#### [WHAT YOU HAVE TO DO]
Repeat the records in full and exactly, omitting pictures.
** BEGIN RECORD LIST **
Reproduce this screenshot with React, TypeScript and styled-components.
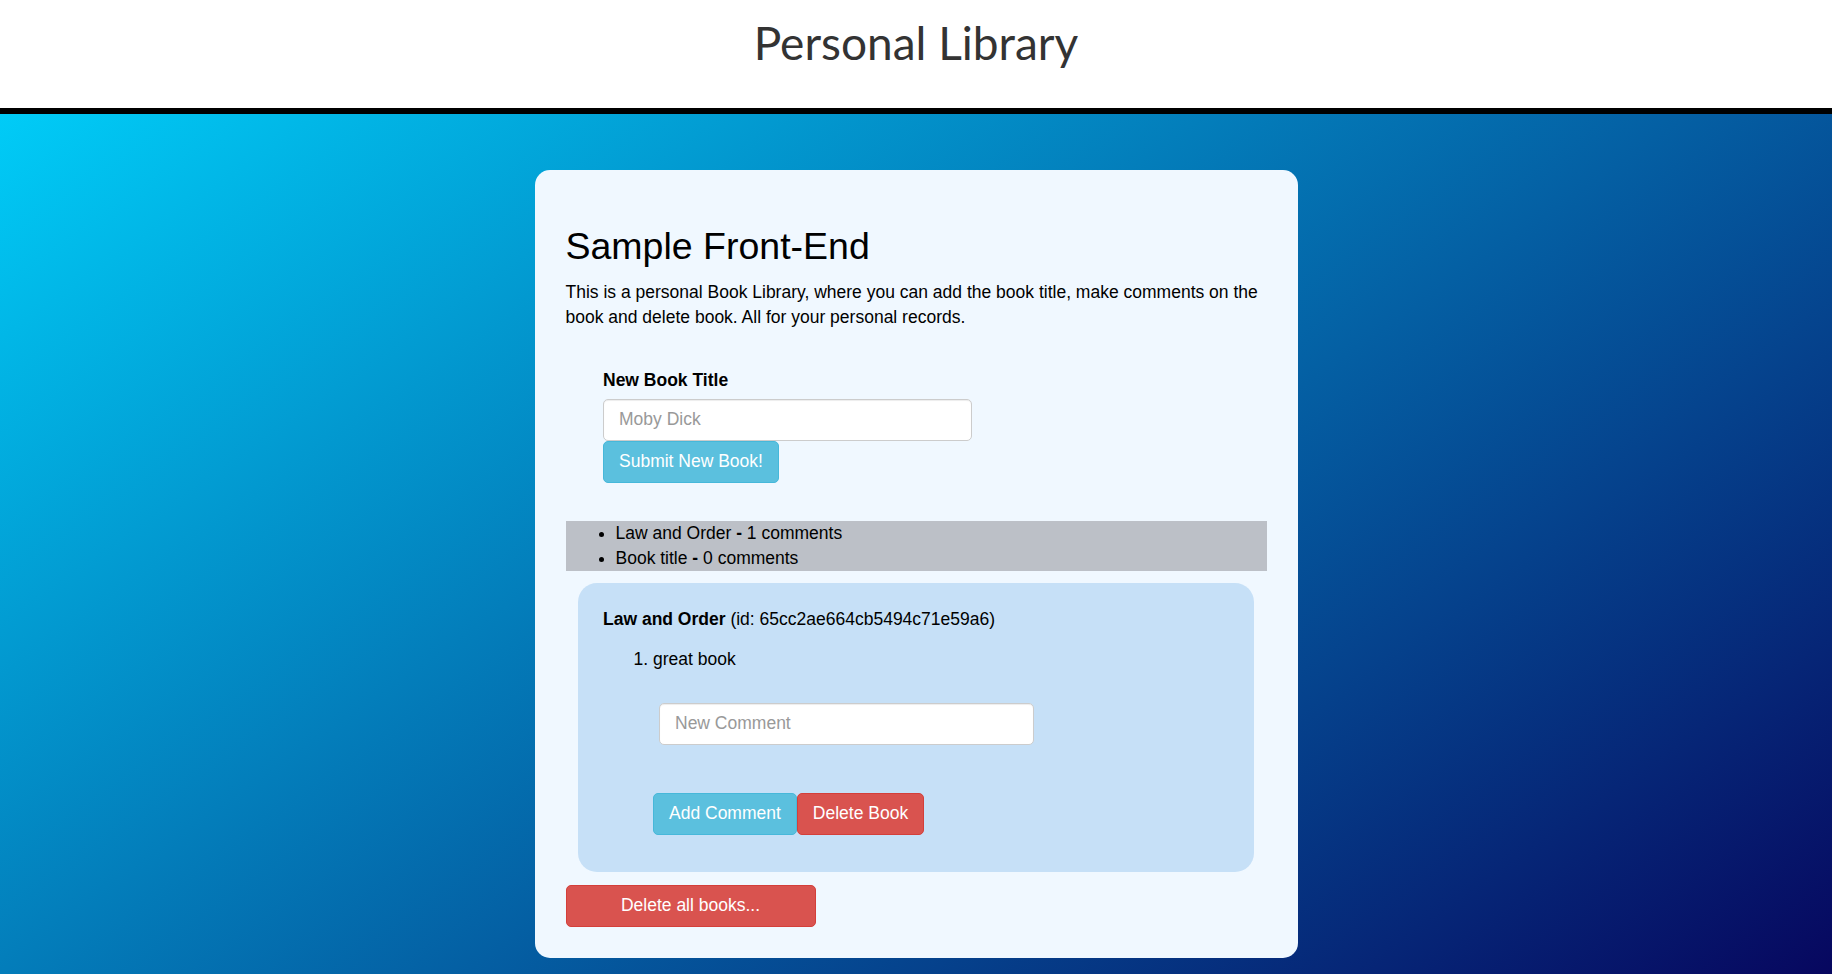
import React from "react";
import styled, { createGlobalStyle } from "styled-components";

const GlobalStyle = createGlobalStyle`
  html, body {
    margin: 0;
    padding: 0;
  }
  body {
    font-family: "Liberation Sans", Arial, sans-serif;
    font-size: 17.5px;
    line-height: 25px;
    color: #000;
  }
  * {
    box-sizing: border-box;
  }
`;

const Page = styled.div`
  min-height: 100vh;
  background: linear-gradient(145deg, #00d6ff 0%, #07075f 100%);
  overflow: hidden;
`;

const Header = styled.header`
  height: 114px;
  padding-top: 16px;
  background: #fff;
  border-bottom: 6px solid #000;
  text-align: center;

  h1 {
    margin: 0;
    font-family: Lato, "DejaVu Sans", sans-serif;
    font-size: 46px;
    font-weight: 400;
    line-height: 54px;
    color: #333;
  }
`;

const Card = styled.main`
  width: 763px;
  margin: 56px auto 15px;
  padding: 31px;
  background: #f0f8ff;
  border-radius: 15px;
`;

const Title = styled.h2`
  margin: 25px 0 12.5px;
  font-size: 37.5px;
  font-weight: 400;
  line-height: 1.1;
`;

const Intro = styled.p`
  margin: 0 0 12.5px;
`;

const NewBookForm = styled.form`
  padding: 25.5px 37.5px 38px;
`;

const Label = styled.label`
  display: block;
  margin-bottom: 6px;
  font-weight: 700;
`;

const TextInput = styled.input<{ $width: number }>`
  display: block;
  width: ${(p) => p.$width}px;
  height: 42px;
  padding: 7.5px 15px;
  font-family: inherit;
  font-size: 17.5px;
  line-height: 25px;
  color: #555;
  background: #fff;
  border: 1px solid #ccc;
  border-radius: 5px;
  box-shadow: inset 0 1px 1px rgba(0, 0, 0, 0.075);

  &::placeholder {
    color: #999;
  }
`;

const Button = styled.button<{ $variant: "info" | "danger"; $width?: number }>`
  display: inline-block;
  ${(p) => (p.$width ? `width: ${p.$width}px;` : "")}
  height: 42px;
  padding: 7.5px 15px;
  font-family: inherit;
  font-size: 17.5px;
  line-height: 25px;
  color: #fff;
  text-align: center;
  border-radius: 5px;
  cursor: pointer;
  background: ${(p) => (p.$variant === "info" ? "#5bc0de" : "#d9534f")};
  border: 1px solid ${(p) => (p.$variant === "info" ? "#46b8da" : "#d43f3a")};
`;

const BookList = styled.ul`
  margin: 0;
  padding-left: 50px;
  background: #bcc0c7;
  line-height: 25px;
`;

const Detail = styled.section`
  margin: 12.5px;
  padding: 24px 25px 25px;
  background: #c6e0f7;
  border-radius: 19px;
`;

const DetailTitle = styled.p`
  margin: 0 0 15px;
`;

const Comments = styled.ol`
  margin: 0 0 12.5px;
  padding-left: 50px;
`;

const CommentForm = styled.form`
  margin: 30.5px 0 0 6px;
`;

const Actions = styled.div`
  display: flex;
  margin-top: 48px;
`;

const books = [
  { title: "Law and Order", count: 1 },
  { title: "Book title", count: 0 },
];

export default function App() {
  return (
    <Page>
      <GlobalStyle />
      <Header>
        <h1>Personal Library</h1>
      </Header>
      <Card>
        <Title>Sample Front-End</Title>
        <Intro>
          This is a personal Book Library, where you can add the book title, make comments on the
          book and delete book. All for your personal records.
        </Intro>
        <NewBookForm onSubmit={(e) => e.preventDefault()}>
          <Label htmlFor="title">New Book Title</Label>
          <TextInput id="title" type="text" placeholder="Moby Dick" $width={369} />
          <Button type="submit" $variant="info">
            Submit New Book!
          </Button>
        </NewBookForm>
        <BookList>
          {books.map((b) => (
            <li key={b.title}>
              {b.title} <b>-</b> {b.count} comments
            </li>
          ))}
        </BookList>
        <Detail>
          <DetailTitle>
            <b>Law and Order</b> (id: 65cc2ae664cb5494c71e59a6)
          </DetailTitle>
          <Comments>
            <li>great book</li>
            <CommentForm onSubmit={(e) => e.preventDefault()}>
              <TextInput type="text" placeholder="New Comment" $width={375} />
            </CommentForm>
            <Actions>
              <Button $variant="info">Add Comment</Button>
              <Button $variant="danger">Delete Book</Button>
            </Actions>
          </Comments>
        </Detail>
        <Button $variant="danger" $width={250}>
          Delete all books...
        </Button>
      </Card>
    </Page>
  );
}
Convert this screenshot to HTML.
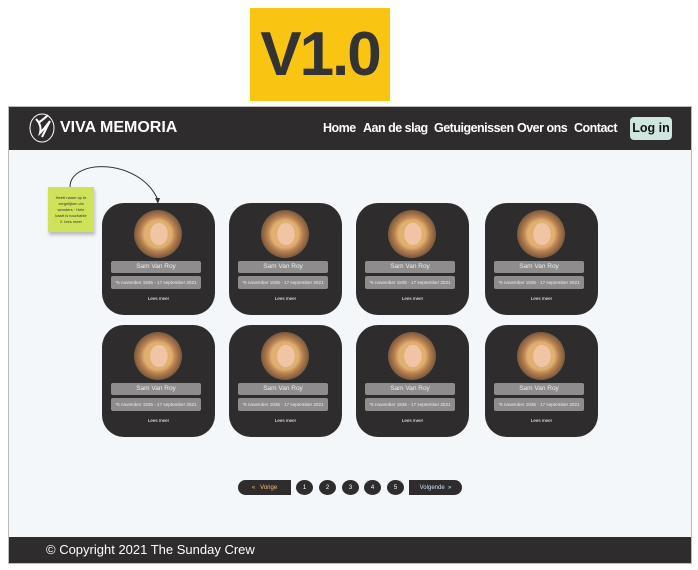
** END RECORD LIST **
#### [OUTPUT FOR THIS TASK]
Reproduce this screenshot with React, TypeScript and styled-components.
import React from "react";
import styled, { createGlobalStyle } from "styled-components";

const GlobalStyle = createGlobalStyle`
  html, body {
    margin: 0;
    padding: 0;
  }
  body {
    font-family: "Liberation Sans", Arial, sans-serif;
    font-size: 17.5px;
    line-height: 25px;
    color: #000;
  }
  * {
    box-sizing: border-box;
  }
`;

const Page = styled.div`
  min-height: 100vh;
  background: linear-gradient(145deg, #00d6ff 0%, #07075f 100%);
  overflow: hidden;
`;

const Header = styled.header`
  height: 114px;
  padding-top: 16px;
  background: #fff;
  border-bottom: 6px solid #000;
  text-align: center;

  h1 {
    margin: 0;
    font-family: Lato, "DejaVu Sans", sans-serif;
    font-size: 46px;
    font-weight: 400;
    line-height: 54px;
    color: #333;
  }
`;

const Card = styled.main`
  width: 763px;
  margin: 56px auto 15px;
  padding: 31px;
  background: #f0f8ff;
  border-radius: 15px;
`;

const Title = styled.h2`
  margin: 25px 0 12.5px;
  font-size: 37.5px;
  font-weight: 400;
  line-height: 1.1;
`;

const Intro = styled.p`
  margin: 0 0 12.5px;
`;

const NewBookForm = styled.form`
  padding: 25.5px 37.5px 38px;
`;

const Label = styled.label`
  display: block;
  margin-bottom: 6px;
  font-weight: 700;
`;

const TextInput = styled.input<{ $width: number }>`
  display: block;
  width: ${(p) => p.$width}px;
  height: 42px;
  padding: 7.5px 15px;
  font-family: inherit;
  font-size: 17.5px;
  line-height: 25px;
  color: #555;
  background: #fff;
  border: 1px solid #ccc;
  border-radius: 5px;
  box-shadow: inset 0 1px 1px rgba(0, 0, 0, 0.075);

  &::placeholder {
    color: #999;
  }
`;

const Button = styled.button<{ $variant: "info" | "danger"; $width?: number }>`
  display: inline-block;
  ${(p) => (p.$width ? `width: ${p.$width}px;` : "")}
  height: 42px;
  padding: 7.5px 15px;
  font-family: inherit;
  font-size: 17.5px;
  line-height: 25px;
  color: #fff;
  text-align: center;
  border-radius: 5px;
  cursor: pointer;
  background: ${(p) => (p.$variant === "info" ? "#5bc0de" : "#d9534f")};
  border: 1px solid ${(p) => (p.$variant === "info" ? "#46b8da" : "#d43f3a")};
`;

const BookList = styled.ul`
  margin: 0;
  padding-left: 50px;
  background: #bcc0c7;
  line-height: 25px;
`;

const Detail = styled.section`
  margin: 12.5px;
  padding: 24px 25px 25px;
  background: #c6e0f7;
  border-radius: 19px;
`;

const DetailTitle = styled.p`
  margin: 0 0 15px;
`;

const Comments = styled.ol`
  margin: 0 0 12.5px;
  padding-left: 50px;
`;

const CommentForm = styled.form`
  margin: 30.5px 0 0 6px;
`;

const Actions = styled.div`
  display: flex;
  margin-top: 48px;
`;

const books = [
  { title: "Law and Order", count: 1 },
  { title: "Book title", count: 0 },
];

export default function App() {
  return (
    <Page>
      <GlobalStyle />
      <Header>
        <h1>Personal Library</h1>
      </Header>
      <Card>
        <Title>Sample Front-End</Title>
        <Intro>
          This is a personal Book Library, where you can add the book title, make comments on the
          book and delete book. All for your personal records.
        </Intro>
        <NewBookForm onSubmit={(e) => e.preventDefault()}>
          <Label htmlFor="title">New Book Title</Label>
          <TextInput id="title" type="text" placeholder="Moby Dick" $width={369} />
          <Button type="submit" $variant="info">
            Submit New Book!
          </Button>
        </NewBookForm>
        <BookList>
          {books.map((b) => (
            <li key={b.title}>
              {b.title} <b>-</b> {b.count} comments
            </li>
          ))}
        </BookList>
        <Detail>
          <DetailTitle>
            <b>Law and Order</b> (id: 65cc2ae664cb5494c71e59a6)
          </DetailTitle>
          <Comments>
            <li>great book</li>
            <CommentForm onSubmit={(e) => e.preventDefault()}>
              <TextInput type="text" placeholder="New Comment" $width={375} />
            </CommentForm>
            <Actions>
              <Button $variant="info">Add Comment</Button>
              <Button $variant="danger">Delete Book</Button>
            </Actions>
          </Comments>
        </Detail>
        <Button $variant="danger" $width={250}>
          Delete all books...
        </Button>
      </Card>
    </Page>
  );
}
Convert this screenshot to HTML.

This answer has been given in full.